• Directions
In the material below, find how many lines contain the string "this". Write only that number.

(Data entries)
--- BEGIN ---

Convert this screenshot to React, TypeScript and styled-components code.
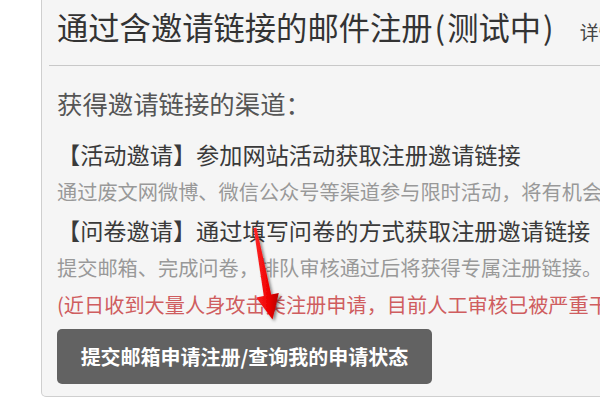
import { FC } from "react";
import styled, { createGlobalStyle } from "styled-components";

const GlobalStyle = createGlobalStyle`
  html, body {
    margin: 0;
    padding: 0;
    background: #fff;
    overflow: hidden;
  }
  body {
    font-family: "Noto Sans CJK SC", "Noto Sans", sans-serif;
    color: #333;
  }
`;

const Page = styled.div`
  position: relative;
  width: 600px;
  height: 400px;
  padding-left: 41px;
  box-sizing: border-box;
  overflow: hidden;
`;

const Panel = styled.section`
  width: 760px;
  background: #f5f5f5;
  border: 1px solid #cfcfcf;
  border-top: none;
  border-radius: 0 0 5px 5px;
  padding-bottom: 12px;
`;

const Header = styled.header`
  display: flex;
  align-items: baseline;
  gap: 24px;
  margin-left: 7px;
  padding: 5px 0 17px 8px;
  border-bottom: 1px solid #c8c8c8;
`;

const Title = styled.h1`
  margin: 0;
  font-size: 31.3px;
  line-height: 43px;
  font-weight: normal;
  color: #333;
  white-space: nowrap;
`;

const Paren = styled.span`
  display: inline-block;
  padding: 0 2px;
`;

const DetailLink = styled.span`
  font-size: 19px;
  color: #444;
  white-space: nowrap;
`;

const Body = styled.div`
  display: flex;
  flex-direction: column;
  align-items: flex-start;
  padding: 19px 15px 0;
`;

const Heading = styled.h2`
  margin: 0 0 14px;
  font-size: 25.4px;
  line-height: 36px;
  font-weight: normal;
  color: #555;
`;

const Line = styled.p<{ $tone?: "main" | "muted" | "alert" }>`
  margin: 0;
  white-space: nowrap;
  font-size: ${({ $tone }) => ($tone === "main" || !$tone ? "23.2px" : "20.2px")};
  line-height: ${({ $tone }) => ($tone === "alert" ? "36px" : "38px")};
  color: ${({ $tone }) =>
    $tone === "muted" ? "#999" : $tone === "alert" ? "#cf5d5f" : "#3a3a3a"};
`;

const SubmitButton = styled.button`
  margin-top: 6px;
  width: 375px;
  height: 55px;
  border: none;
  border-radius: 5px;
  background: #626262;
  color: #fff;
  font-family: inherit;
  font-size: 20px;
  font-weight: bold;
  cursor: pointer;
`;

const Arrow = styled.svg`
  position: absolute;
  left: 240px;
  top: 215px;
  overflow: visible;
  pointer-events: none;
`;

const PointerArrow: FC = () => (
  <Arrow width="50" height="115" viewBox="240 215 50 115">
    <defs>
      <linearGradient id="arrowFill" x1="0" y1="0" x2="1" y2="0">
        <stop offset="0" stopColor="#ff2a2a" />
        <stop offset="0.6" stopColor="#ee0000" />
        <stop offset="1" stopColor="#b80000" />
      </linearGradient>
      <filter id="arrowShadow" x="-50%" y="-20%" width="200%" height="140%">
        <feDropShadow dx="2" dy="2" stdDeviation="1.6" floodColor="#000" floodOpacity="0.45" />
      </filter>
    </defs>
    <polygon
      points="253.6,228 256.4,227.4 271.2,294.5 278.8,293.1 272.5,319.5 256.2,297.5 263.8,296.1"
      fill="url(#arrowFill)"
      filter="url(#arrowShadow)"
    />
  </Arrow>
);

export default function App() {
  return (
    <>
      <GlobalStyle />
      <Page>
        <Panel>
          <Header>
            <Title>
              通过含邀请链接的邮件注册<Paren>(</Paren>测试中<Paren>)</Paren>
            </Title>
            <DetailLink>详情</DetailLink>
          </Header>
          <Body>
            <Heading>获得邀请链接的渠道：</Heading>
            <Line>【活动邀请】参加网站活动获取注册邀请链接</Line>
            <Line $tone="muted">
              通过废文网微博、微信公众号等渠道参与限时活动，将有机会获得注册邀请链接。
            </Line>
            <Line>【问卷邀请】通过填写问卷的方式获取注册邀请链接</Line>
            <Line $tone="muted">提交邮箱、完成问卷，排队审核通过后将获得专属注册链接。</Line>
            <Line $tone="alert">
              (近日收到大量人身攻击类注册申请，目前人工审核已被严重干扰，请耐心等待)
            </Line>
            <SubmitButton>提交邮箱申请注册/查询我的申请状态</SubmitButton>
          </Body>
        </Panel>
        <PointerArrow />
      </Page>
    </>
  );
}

--- END ---
--- BEGIN ---

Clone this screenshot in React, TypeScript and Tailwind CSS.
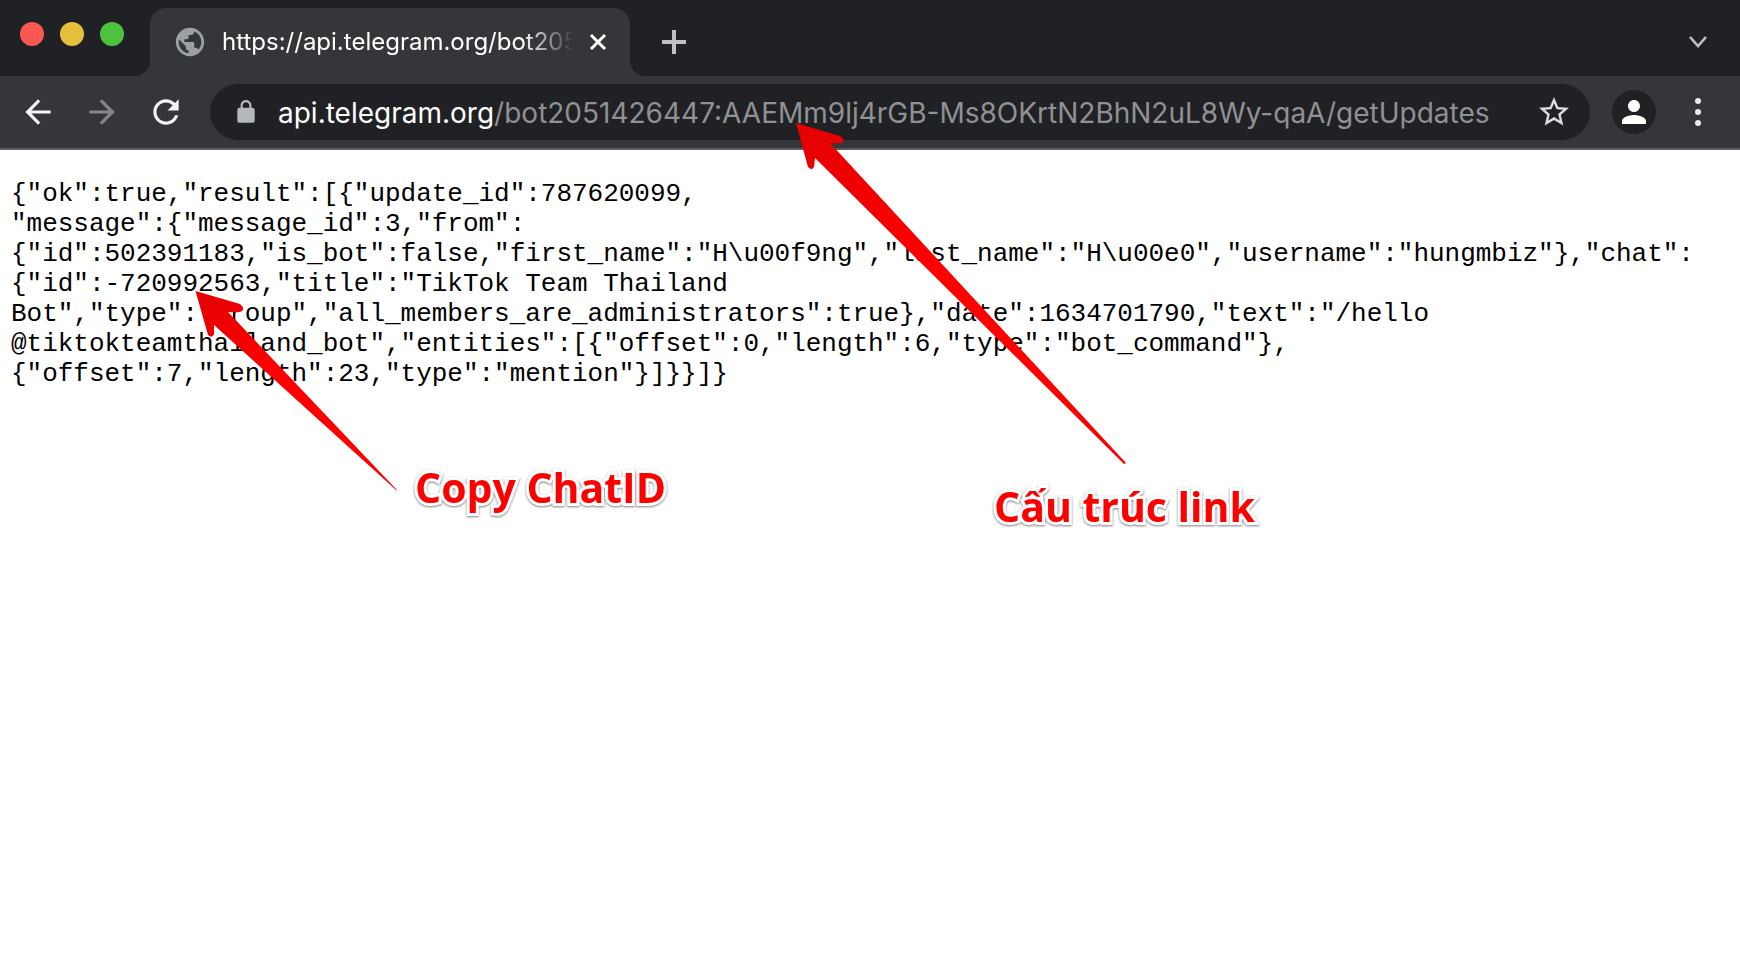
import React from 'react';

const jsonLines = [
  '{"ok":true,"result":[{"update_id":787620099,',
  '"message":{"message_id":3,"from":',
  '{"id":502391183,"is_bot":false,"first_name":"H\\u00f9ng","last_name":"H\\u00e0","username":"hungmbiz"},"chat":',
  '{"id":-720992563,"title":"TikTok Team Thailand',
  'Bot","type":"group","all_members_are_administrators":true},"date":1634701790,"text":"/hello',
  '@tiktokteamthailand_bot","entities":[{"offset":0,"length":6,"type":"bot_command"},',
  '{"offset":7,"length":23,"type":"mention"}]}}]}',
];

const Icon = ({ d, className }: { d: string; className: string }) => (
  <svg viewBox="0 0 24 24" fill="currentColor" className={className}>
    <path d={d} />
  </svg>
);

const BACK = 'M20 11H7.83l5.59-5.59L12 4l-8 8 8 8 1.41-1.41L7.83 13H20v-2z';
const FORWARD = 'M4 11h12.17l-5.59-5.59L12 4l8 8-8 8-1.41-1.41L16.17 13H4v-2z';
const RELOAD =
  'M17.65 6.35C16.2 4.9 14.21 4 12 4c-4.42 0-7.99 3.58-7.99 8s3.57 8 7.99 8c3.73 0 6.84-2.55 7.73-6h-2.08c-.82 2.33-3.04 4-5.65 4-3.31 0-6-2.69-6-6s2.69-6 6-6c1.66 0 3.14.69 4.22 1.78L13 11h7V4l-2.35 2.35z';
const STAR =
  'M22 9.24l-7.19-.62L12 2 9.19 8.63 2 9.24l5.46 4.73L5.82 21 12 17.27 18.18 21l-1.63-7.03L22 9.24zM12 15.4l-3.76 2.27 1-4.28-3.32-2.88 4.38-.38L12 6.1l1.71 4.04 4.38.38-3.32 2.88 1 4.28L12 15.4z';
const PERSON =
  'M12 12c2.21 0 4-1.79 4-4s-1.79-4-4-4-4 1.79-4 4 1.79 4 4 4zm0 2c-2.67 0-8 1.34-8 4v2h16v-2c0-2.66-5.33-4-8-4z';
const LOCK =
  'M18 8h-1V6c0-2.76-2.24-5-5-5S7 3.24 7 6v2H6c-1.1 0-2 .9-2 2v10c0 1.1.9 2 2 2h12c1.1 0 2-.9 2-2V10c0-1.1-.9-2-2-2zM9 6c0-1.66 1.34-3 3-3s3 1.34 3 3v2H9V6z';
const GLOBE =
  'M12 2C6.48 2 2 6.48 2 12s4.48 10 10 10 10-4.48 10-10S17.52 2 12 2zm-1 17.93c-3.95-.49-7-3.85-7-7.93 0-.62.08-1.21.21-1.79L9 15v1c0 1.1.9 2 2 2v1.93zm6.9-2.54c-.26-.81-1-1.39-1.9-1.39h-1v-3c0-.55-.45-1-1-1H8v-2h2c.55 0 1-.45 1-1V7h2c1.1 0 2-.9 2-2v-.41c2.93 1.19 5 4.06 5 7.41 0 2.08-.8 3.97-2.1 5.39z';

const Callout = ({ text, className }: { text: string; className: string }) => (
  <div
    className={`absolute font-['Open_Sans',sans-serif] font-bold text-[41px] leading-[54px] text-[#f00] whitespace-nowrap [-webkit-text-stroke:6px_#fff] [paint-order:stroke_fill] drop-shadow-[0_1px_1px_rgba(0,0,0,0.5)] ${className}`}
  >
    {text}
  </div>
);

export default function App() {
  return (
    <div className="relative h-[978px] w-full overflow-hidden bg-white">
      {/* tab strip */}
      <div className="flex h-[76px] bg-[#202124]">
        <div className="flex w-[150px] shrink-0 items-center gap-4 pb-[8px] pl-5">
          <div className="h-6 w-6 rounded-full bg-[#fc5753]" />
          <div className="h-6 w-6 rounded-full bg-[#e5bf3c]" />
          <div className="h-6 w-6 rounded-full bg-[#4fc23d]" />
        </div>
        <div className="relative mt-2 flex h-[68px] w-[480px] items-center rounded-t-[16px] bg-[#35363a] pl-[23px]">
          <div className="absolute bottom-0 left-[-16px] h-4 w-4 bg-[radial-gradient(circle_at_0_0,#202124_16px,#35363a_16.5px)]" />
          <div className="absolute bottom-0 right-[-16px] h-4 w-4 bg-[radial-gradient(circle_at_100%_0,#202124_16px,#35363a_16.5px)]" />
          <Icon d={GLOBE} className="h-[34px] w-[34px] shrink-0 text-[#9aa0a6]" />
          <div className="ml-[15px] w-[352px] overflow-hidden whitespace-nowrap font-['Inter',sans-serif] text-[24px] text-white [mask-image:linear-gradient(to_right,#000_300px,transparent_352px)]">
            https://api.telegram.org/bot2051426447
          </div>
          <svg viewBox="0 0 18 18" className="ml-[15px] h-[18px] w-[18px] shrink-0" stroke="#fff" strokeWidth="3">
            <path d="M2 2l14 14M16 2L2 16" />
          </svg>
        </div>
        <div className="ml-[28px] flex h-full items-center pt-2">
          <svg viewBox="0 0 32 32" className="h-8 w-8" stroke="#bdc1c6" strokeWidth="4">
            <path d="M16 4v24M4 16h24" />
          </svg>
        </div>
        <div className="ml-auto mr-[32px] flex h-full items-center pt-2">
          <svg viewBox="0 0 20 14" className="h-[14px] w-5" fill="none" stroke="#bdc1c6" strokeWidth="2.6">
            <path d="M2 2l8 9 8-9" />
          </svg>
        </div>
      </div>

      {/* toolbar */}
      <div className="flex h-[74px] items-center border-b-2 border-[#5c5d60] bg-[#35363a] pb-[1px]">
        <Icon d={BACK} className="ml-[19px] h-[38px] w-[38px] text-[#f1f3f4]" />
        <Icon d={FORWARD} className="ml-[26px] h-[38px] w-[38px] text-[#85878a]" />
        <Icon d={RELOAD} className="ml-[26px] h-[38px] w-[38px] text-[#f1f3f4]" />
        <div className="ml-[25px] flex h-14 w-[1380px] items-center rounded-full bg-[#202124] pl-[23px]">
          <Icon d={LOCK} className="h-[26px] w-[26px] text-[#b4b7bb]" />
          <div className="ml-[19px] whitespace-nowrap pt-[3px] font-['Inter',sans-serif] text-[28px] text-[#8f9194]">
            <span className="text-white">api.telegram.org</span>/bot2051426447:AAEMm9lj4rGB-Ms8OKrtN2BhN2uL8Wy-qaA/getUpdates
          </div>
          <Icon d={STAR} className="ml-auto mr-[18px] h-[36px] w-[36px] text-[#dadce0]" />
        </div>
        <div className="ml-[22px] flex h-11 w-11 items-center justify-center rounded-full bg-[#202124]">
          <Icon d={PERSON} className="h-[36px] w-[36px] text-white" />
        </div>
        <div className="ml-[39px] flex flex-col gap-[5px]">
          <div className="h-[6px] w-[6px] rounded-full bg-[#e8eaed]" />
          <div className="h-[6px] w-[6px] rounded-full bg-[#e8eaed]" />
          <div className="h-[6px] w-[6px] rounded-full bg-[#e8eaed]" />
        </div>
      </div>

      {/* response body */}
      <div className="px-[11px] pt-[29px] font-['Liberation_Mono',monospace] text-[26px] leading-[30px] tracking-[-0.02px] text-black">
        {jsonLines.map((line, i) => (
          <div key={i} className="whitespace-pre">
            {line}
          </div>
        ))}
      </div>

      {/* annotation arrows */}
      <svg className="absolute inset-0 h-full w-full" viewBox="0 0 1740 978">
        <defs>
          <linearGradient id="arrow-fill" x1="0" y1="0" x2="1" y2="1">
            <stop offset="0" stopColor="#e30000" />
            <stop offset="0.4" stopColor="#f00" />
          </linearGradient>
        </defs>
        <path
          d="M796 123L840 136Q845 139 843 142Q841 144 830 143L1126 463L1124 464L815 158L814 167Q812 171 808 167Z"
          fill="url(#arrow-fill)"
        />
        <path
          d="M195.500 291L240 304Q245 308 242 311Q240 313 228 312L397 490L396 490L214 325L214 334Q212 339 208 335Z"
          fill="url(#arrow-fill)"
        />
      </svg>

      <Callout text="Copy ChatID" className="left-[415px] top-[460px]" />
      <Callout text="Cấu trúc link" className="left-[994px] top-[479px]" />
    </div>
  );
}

--- END ---

• Full output
2